§ SOURCE MATERIAL:
((
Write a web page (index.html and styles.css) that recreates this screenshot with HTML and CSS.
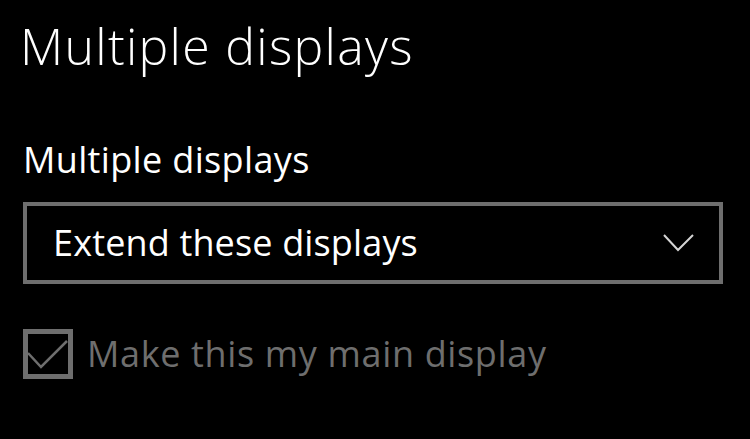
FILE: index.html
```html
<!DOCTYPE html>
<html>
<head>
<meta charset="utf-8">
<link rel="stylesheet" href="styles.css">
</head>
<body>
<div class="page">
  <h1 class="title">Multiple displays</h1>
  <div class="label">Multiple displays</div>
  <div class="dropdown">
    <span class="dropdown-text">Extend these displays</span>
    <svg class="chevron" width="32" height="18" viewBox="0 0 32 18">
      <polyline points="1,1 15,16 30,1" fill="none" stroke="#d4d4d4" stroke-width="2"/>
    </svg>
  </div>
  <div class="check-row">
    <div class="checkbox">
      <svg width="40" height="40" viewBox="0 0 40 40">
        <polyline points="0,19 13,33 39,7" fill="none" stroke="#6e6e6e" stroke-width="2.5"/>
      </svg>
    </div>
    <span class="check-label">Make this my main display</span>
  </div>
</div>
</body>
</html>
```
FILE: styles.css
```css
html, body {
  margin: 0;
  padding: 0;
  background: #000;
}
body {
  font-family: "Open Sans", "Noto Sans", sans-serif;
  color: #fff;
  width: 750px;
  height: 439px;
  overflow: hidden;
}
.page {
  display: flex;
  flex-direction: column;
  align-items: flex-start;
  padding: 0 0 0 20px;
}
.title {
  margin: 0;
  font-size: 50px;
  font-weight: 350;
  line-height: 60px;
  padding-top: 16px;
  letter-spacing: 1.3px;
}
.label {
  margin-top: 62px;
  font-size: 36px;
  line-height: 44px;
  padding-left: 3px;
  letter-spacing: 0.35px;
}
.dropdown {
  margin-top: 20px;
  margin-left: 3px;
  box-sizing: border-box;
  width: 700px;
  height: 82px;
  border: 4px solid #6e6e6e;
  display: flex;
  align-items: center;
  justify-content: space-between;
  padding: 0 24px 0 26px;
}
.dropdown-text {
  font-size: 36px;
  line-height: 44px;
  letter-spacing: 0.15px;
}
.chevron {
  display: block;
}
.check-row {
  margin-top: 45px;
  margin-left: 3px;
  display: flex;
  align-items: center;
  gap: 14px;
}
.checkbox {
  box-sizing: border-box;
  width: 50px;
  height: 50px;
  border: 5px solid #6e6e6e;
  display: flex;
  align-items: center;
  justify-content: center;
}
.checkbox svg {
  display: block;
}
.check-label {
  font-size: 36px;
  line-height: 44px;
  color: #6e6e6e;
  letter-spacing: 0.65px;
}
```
))
§ TASK TO COMPLETE: Check every line of the data, and copy the ones that contain "styles".

§ ANSWER TO THIS TASK:
Write a web page (index.html and styles.css) that recreates this screenshot with HTML and CSS.
<link rel="stylesheet" href="styles.css">
FILE: styles.css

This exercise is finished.